— TASK —
Restate exactly, and only, the lines from the one with "Clone this screenshot in HTML and CSS." through the end of the data, with both of those end lines kept. Drop any pictures.

— EXERCISE MATERIAL —
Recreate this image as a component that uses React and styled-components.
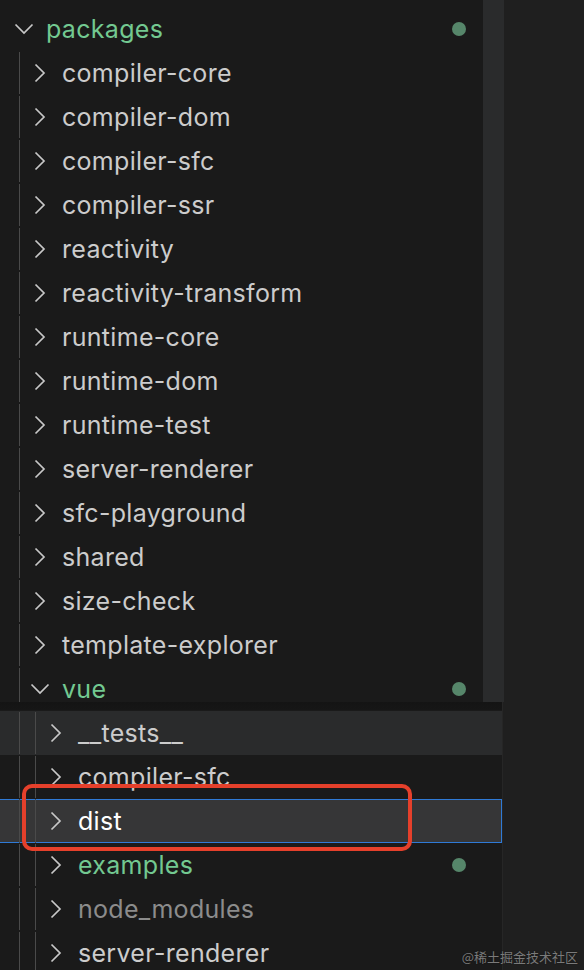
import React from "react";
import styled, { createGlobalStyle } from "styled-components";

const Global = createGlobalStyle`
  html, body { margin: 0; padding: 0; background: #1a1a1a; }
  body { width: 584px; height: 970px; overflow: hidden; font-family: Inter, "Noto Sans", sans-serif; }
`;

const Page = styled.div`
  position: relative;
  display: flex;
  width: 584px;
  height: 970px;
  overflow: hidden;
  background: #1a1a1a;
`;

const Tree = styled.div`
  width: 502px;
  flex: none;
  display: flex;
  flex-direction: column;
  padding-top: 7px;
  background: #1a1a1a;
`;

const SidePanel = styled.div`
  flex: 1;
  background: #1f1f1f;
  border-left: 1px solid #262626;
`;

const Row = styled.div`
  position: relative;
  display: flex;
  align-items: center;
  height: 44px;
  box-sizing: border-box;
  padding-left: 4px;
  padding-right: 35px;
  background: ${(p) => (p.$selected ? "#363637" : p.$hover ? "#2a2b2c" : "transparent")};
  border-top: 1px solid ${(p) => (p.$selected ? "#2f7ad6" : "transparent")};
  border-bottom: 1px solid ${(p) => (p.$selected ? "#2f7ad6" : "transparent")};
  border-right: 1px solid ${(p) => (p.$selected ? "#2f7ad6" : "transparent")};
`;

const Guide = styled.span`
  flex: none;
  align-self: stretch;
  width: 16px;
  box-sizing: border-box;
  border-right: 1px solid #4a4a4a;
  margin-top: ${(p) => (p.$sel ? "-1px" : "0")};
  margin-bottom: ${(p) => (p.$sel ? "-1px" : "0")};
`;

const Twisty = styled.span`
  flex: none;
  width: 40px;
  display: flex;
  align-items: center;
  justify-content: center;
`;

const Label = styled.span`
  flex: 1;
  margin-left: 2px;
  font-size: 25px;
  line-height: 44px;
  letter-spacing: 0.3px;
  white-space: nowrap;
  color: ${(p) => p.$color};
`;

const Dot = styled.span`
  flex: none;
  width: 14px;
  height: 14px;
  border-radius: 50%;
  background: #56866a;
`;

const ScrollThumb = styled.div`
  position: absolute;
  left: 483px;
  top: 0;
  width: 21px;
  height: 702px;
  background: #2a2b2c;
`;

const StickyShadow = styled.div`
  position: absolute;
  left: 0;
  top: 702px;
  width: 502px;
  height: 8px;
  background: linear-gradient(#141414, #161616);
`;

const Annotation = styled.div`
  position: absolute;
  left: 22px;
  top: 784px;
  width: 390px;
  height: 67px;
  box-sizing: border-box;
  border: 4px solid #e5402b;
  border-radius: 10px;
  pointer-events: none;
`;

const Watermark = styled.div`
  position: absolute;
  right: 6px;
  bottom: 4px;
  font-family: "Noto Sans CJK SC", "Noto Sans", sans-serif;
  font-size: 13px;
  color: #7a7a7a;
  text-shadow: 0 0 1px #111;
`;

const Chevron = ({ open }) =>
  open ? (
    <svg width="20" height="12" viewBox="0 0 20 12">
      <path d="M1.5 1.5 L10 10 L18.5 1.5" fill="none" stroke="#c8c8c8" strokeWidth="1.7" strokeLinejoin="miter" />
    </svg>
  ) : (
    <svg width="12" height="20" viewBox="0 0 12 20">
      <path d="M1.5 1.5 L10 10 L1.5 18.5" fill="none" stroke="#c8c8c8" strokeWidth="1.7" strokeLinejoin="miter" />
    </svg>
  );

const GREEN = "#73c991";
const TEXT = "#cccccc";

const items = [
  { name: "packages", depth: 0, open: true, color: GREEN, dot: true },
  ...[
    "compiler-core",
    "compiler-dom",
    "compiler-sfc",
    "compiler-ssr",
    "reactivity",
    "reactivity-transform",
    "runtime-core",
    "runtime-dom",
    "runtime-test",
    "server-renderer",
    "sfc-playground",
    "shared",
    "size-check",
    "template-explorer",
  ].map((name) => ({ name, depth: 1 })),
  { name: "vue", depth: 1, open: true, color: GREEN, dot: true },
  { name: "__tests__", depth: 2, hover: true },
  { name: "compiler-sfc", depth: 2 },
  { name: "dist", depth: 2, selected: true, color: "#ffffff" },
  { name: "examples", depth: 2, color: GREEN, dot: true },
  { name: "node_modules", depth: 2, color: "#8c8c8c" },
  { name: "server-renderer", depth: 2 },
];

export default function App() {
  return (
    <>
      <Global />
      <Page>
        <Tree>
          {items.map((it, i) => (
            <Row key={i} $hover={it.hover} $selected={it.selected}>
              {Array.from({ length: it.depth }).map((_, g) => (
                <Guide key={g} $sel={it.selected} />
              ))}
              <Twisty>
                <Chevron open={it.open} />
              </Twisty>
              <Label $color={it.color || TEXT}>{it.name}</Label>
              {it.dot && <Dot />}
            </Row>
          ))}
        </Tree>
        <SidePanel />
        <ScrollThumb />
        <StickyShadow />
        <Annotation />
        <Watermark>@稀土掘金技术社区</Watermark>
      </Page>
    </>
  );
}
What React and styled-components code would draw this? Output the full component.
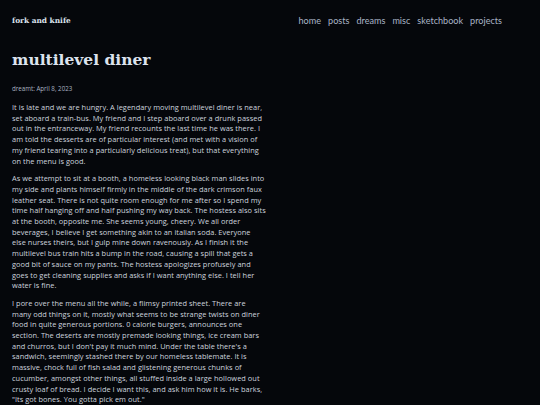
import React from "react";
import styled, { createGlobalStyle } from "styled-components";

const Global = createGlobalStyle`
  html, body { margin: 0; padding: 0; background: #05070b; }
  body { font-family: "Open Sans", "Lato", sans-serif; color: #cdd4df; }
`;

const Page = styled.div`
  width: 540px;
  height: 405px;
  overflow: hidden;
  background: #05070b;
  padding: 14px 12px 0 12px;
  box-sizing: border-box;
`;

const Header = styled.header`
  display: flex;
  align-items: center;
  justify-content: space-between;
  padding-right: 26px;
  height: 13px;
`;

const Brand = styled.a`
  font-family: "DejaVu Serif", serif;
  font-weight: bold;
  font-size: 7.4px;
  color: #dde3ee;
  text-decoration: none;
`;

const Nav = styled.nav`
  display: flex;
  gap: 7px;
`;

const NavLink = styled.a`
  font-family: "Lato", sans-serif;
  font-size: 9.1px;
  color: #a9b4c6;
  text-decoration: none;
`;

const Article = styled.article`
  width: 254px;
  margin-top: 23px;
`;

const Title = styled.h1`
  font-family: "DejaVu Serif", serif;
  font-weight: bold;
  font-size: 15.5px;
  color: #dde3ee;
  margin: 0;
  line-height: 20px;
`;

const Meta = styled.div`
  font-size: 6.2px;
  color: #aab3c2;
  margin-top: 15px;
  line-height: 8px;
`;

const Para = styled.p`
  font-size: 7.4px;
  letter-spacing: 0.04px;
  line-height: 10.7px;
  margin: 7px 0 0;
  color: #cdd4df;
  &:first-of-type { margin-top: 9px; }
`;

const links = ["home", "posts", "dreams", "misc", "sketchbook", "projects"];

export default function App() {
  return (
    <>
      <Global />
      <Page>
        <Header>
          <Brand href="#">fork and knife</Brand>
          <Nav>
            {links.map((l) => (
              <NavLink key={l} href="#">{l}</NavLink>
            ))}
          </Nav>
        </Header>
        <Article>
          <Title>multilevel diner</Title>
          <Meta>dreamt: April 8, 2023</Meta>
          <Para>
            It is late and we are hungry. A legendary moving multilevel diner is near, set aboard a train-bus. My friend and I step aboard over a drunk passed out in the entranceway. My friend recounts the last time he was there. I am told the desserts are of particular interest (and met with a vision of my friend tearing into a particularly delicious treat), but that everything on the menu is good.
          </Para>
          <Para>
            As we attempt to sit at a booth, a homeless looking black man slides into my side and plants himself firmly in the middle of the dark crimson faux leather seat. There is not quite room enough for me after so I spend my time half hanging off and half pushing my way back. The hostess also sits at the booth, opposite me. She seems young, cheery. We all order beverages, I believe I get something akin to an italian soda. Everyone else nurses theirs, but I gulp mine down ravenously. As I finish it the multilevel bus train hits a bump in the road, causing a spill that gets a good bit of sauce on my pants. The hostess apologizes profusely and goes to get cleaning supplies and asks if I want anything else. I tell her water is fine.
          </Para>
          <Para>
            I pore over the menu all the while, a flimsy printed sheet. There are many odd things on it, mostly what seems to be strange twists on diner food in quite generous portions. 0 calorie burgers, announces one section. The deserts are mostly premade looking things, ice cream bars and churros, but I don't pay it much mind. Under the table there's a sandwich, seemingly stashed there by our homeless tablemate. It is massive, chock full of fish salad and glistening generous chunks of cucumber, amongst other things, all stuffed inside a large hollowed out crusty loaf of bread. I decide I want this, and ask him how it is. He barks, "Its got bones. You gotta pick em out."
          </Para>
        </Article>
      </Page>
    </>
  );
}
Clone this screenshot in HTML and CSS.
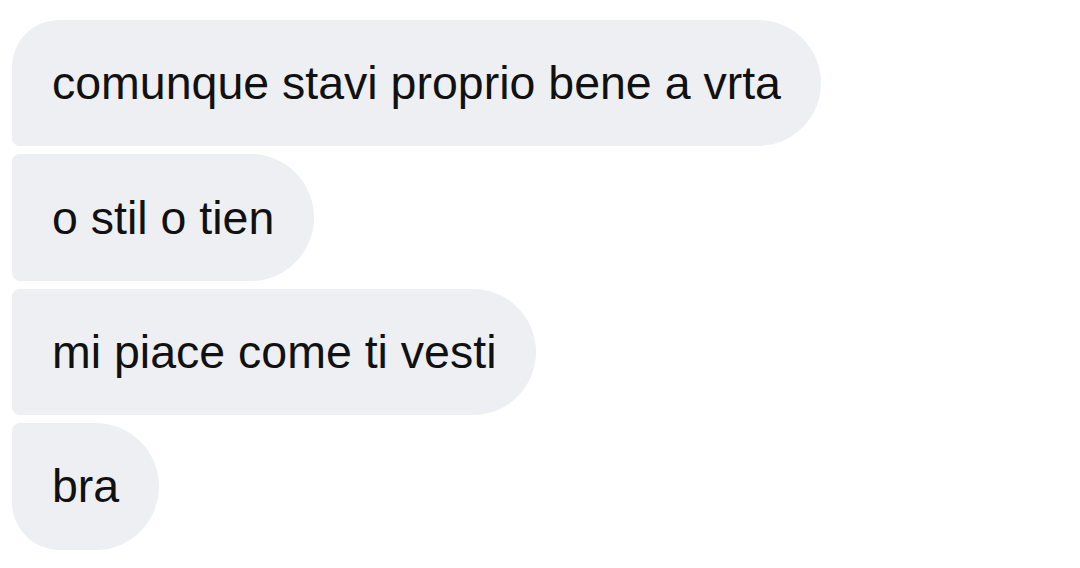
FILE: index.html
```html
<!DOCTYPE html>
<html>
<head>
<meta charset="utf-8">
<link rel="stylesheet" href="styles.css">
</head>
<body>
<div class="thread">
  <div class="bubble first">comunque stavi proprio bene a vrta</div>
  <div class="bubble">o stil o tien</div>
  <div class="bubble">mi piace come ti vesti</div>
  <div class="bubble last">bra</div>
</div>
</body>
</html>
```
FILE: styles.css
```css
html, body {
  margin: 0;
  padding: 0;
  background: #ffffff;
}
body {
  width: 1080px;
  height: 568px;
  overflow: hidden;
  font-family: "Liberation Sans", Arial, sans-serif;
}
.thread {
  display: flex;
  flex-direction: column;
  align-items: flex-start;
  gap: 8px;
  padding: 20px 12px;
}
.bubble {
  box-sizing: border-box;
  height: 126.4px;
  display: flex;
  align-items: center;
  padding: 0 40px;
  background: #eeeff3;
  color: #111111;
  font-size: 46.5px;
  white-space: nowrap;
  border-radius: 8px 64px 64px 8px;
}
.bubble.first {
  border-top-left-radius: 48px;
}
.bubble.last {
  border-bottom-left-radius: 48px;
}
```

— RESPONSE —
Clone this screenshot in HTML and CSS.
FILE: index.html
```html
<!DOCTYPE html>
<html>
<head>
<meta charset="utf-8">
<link rel="stylesheet" href="styles.css">
</head>
<body>
<div class="thread">
  <div class="bubble first">comunque stavi proprio bene a vrta</div>
  <div class="bubble">o stil o tien</div>
  <div class="bubble">mi piace come ti vesti</div>
  <div class="bubble last">bra</div>
</div>
</body>
</html>
```
FILE: styles.css
```css
html, body {
  margin: 0;
  padding: 0;
  background: #ffffff;
}
body {
  width: 1080px;
  height: 568px;
  overflow: hidden;
  font-family: "Liberation Sans", Arial, sans-serif;
}
.thread {
  display: flex;
  flex-direction: column;
  align-items: flex-start;
  gap: 8px;
  padding: 20px 12px;
}
.bubble {
  box-sizing: border-box;
  height: 126.4px;
  display: flex;
  align-items: center;
  padding: 0 40px;
  background: #eeeff3;
  color: #111111;
  font-size: 46.5px;
  white-space: nowrap;
  border-radius: 8px 64px 64px 8px;
}
.bubble.first {
  border-top-left-radius: 48px;
}
.bubble.last {
  border-bottom-left-radius: 48px;
}
```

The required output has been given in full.